Public Market Equivalent (PME)

The final performance measure considered in this lesson is PME, which provides investors and fund managers with a method for benchmarking the returns of a private capital fund against the return of a chosen public market index.

Comparison to a public index allows both investors and fund managers to review the relative performance of their investments. For investors this is an important exercise, helping to inform portfolio allocation decisions and to evaluate the performance of one asset class against another. For fund managers this can form a key aspect of fund marketing activities, helping to showcase fund outperformance and to secure capital commitments from investors.

The key obstacle here, however, is that private capital returns are not directly comparable with public market indices due to the illiquid nature and irregular timing of cash flows.
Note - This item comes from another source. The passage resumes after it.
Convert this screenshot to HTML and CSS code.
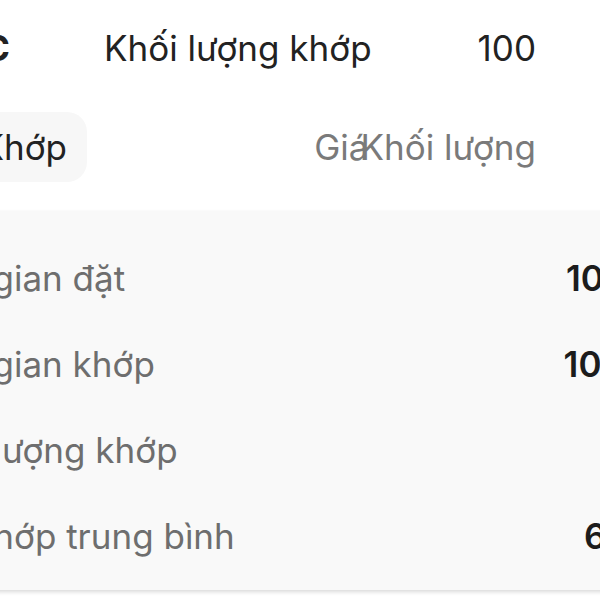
FILE: index.html
```html
<!DOCTYPE html>
<html lang="vi">
<head>
<meta charset="utf-8">
<link rel="stylesheet" href="styles.css">
</head>
<body>
<div class="screen">
  <div class="top-row">
    <span class="symbol">VIC</span>
    <span class="top-label">Khối lượng khớp</span>
    <span class="top-value">100</span>
  </div>
  <div class="tab-row">
    <div class="pill">Khớp</div>
    <div class="cols"><span class="col-price">Giá</span><span class="col-vol">Khối lượng</span></div>
  </div>
  <div class="panel">
    <div class="prow"><span class="plabel">Thời gian đặt</span><span class="pvalue">10:15:32</span></div>
    <div class="prow"><span class="plabel">Thời gian khớp</span><span class="pvalue">10:15:40</span></div>
    <div class="prow"><span class="plabel">Khối lượng khớp</span><span class="pvalue"></span></div>
    <div class="prow"><span class="plabel">Giá khớp trung bình</span><span class="pvalue">65.000</span></div>
  </div>
</div>
</body>
</html>
```
FILE: styles.css
```css
html, body {
  margin: 0;
  padding: 0;
  background: #ffffff;
  overflow: hidden;
  width: 600px;
  height: 600px;
}
.screen {
  margin-left: -100px;
  width: 800px;
  font-family: Inter, "Noto Sans", sans-serif;
  font-size: 35px;
  color: #222222;
}
.top-row {
  display: flex;
  height: 96px;
  line-height: 96px;
}
.symbol {
  width: 110px;
  text-align: right;
  font-weight: 700;
  flex: none;
}
.top-label {
  margin-left: 94px;
  flex: none;
}
.top-value {
  margin-left: auto;
  margin-right: 164px;
}
.tab-row {
  display: flex;
  margin-top: 16px;
  height: 70px;
  line-height: 70px;
}
.pill {
  background: #f7f7f7;
  border-radius: 20px;
  width: 187px;
  box-sizing: border-box;
  padding-right: 20px;
  text-align: right;
}
.cols {
  margin-left: auto;
  margin-right: 164px;
  display: flex;
  color: #7a7a7a;
}
.col-price {
  margin-right: -8px;
}
.panel {
  margin-top: 29px;
  background: #f9f9f9;
  height: 379px;
  box-shadow: 0 2px 4px rgba(0, 0, 0, 0.15);
  padding-top: 24px;
  box-sizing: border-box;
}
.prow {
  display: flex;
  height: 86px;
  line-height: 86px;
  padding-left: 10px;
}
.plabel {
  color: #6e6e6e;
}
.pvalue {
  margin-left: auto;
  margin-right: -7px;
  font-weight: 600;
  color: #1c1c1c;
}
```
The industry often uses the analogy of ‘comparing apples with oranges’ in relation to this difficulty. To address the issue and provide a more meaningful, like-for-like comparison with the market, PME was developed.

PME metrics benchmark the performance of a fund, or a group of funds, against an appropriate public market index while accounting for the timings of fund cash flows. There are several variations of PME. Preqin’s PME tool enables the comparison of private capital returns against seven public market indices using a choice of three PME methodologies explored in more detail below: Kaplan-Schoar PME (KS PME), Long-Nickels PME (LN PME), and PME+. Click through the metrics below to find out the calculations involved in each of these PME methodologies, and their advantages and disadvantages:

In this lesson, we explained more about cash flows, and how they affect measurement of risk and return for private capital investments. We then took you through the different types of performance measures used by industry participants, from IRR to J-Curve, multiples, and PME.